Pissgrave – Posthumous Humiliation (Profound Lore Records. 2019).

Pissgrave – Posthumous Humiliation (Profound Lore Records. 2019).

Expect no mercy, as Pissgrave return to bludgeon you to death. Right from the start, the album dives into a savage frenzy of blasting drums, savage riffs, and relentless vocal attack in the brutal Euthanasia. An unrelenting assault begins, hammering your sense without mercy, before around the two-minute mark when a tremolo picked riff comes in which intoxicates the mind and leads perfectly into the ending palm-muted riffs that are hard, heavy, and set things up perfectly for the sadistic Canticle of Ripping Flesh. You barely get a break to catch your breath before the bestial violence begins again.

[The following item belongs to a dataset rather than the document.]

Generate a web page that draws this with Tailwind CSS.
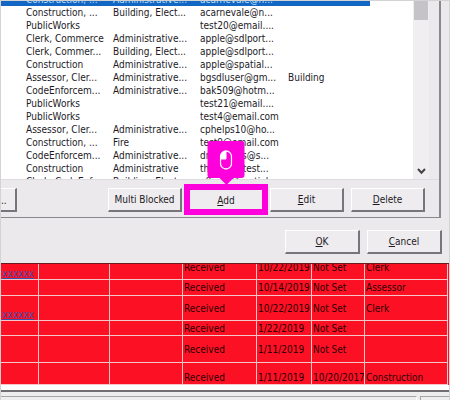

This is a masterfully written album, with intricate, winding song structures and vicious riffs combining to create a barbaric slab of Death Metal violence. Pissgrave have managed to meld a raging War Metal all-out assault with old-school Death Metal riffs in the style of early Deicide to create an intoxicating sound. There is a sinister atmosphere that permeates the album, one which reeks of the morbid catacombs and charnel houses, as perfectly exemplified by the disgusting riff around the three minute mark of Into the Deceased, a slower section that highlights some of the influence from the old-school masters of evil Death Metal such as Infester and Incantation. That solo over the top of it shrieks like the souls of the damned, adding further to the Hellish atmosphere. Much like the debut album, Suicide Euphoria, the production is a wall-of-noise that brims with an intensity that further escalates the barbarity and sonic violence. The guitar tone during slower sections sounds absolutely evil, which magnifies the feral assault when there is an all-out war metal attack as well as adding to the rotten miasma that pervades on this fantastic release. The drumming is masterfully done, blasting where necessarily and restraining itself during some of the slower, more atmospheric passages with the rolling of the bass drum adding perfectly to the dread majesty of Hades that is summoned in some of those sections. Posthumous Humiliation is a killer album and a fitting follow-up to the debut. 9/10.